The takeaway for the practitioner

Overfitting is rarely a verdict on your architecture. It is usually a verdict on your dataset size, your label distribution, and the size of the model you pointed at them. Our first DETR memorised because it was too large for the data and the data was too uniform for the matcher. The fix was a backlog of cheap, attributable changes — and the biggest single line item, augmentation, moved classification error from 100% to 2.618% on its own. Before you reach for a new backbone, plot your validation predictions, check whether they are constant, and work the data layer first.

Key takeaways

  1. The first supervised DETR overfit hard — it emitted a near-constant prediction on validation despite a matched class split.
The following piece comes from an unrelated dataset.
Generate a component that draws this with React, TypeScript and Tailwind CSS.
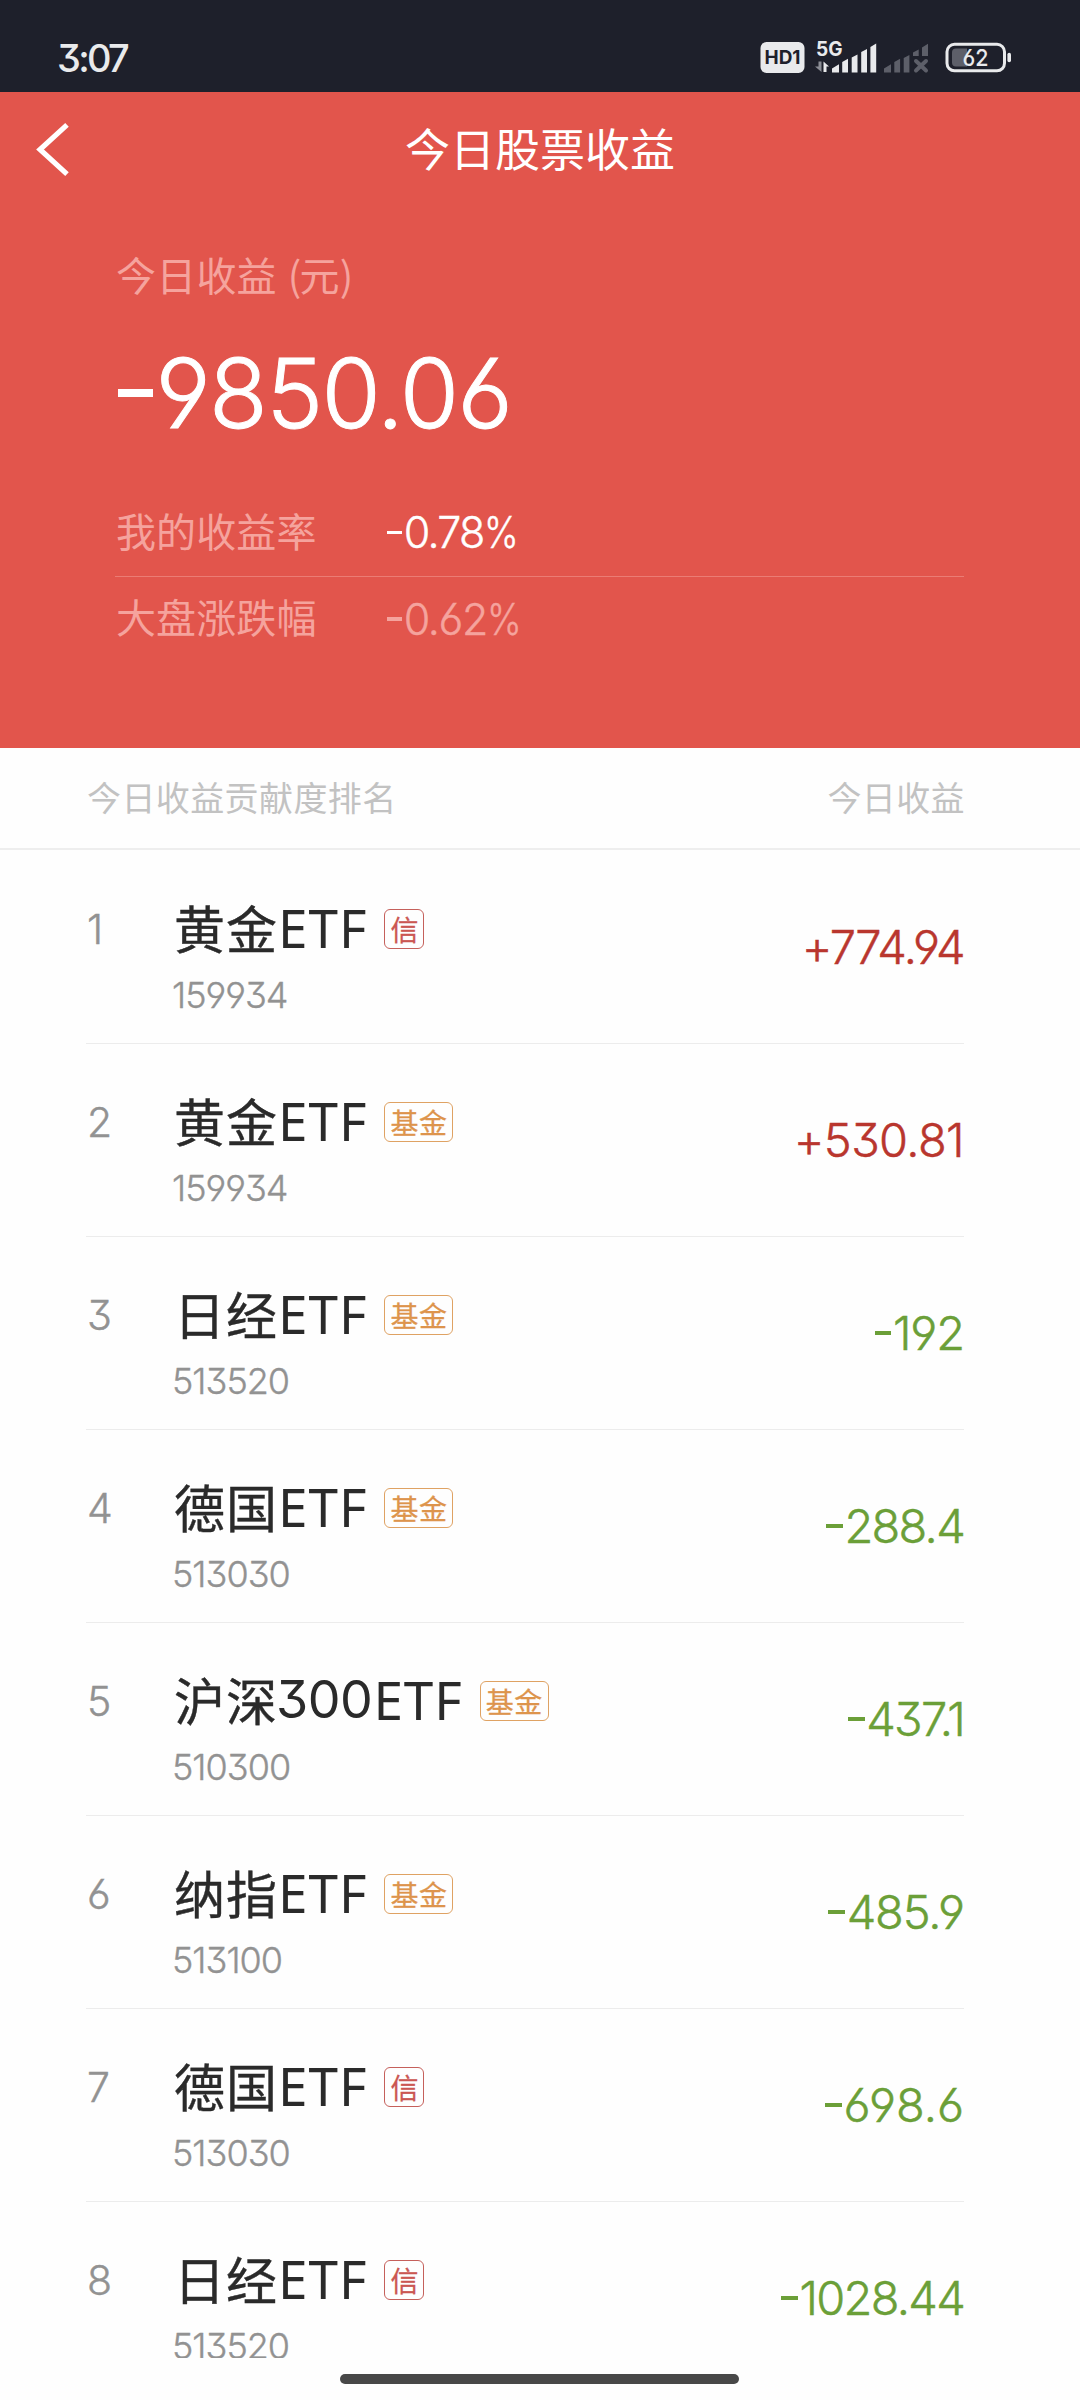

A constant decoder output is a memorisation tell: the matcher has no varied cost surface to learn from.
  2. The fix was a ~25-item engineering backlog (augment only sinusoid patches, shrink the backbone and encoder/decoder, single-channel input, full 360° width, padding, patch-height tuning, dropout/activation changes, drop >70-sinusoid patches, frac-only training, well-angle geometry) — not a new architecture.
  3. Data augmentation alone moved fractures-only classification error from 100% to 2.618% (Hungarian loss 0.174→0.0135, parameter loss 0.575→0.062). Six photometric transforms, 10 variants per patch, grew the working set from 236→4,212 patches, 19→2,046 sinusoid-bearing patches, and 32→3,565 sinusoids — a >10x increase that gave the matcher variety to learn from.
  4. Smaller is better on small data: a from-scratch ResNet-10 won (0.499% class error) against ResNet-34 (26.759%). Well count is the other lever — class error fell 93.115% (3 wells) → 1.055% (9) → 2.536% (14).
  5. Augmentation multiplies variety but cannot beat physics: the binary wireline log file's floor of 1 px = 3 cm fixes a ±3 cm depth error, and an 800-px (~2.2 m) patch height was chosen because >95% of sinusoids fit it. When a first model overfits, audit the data and training loop before touching the network.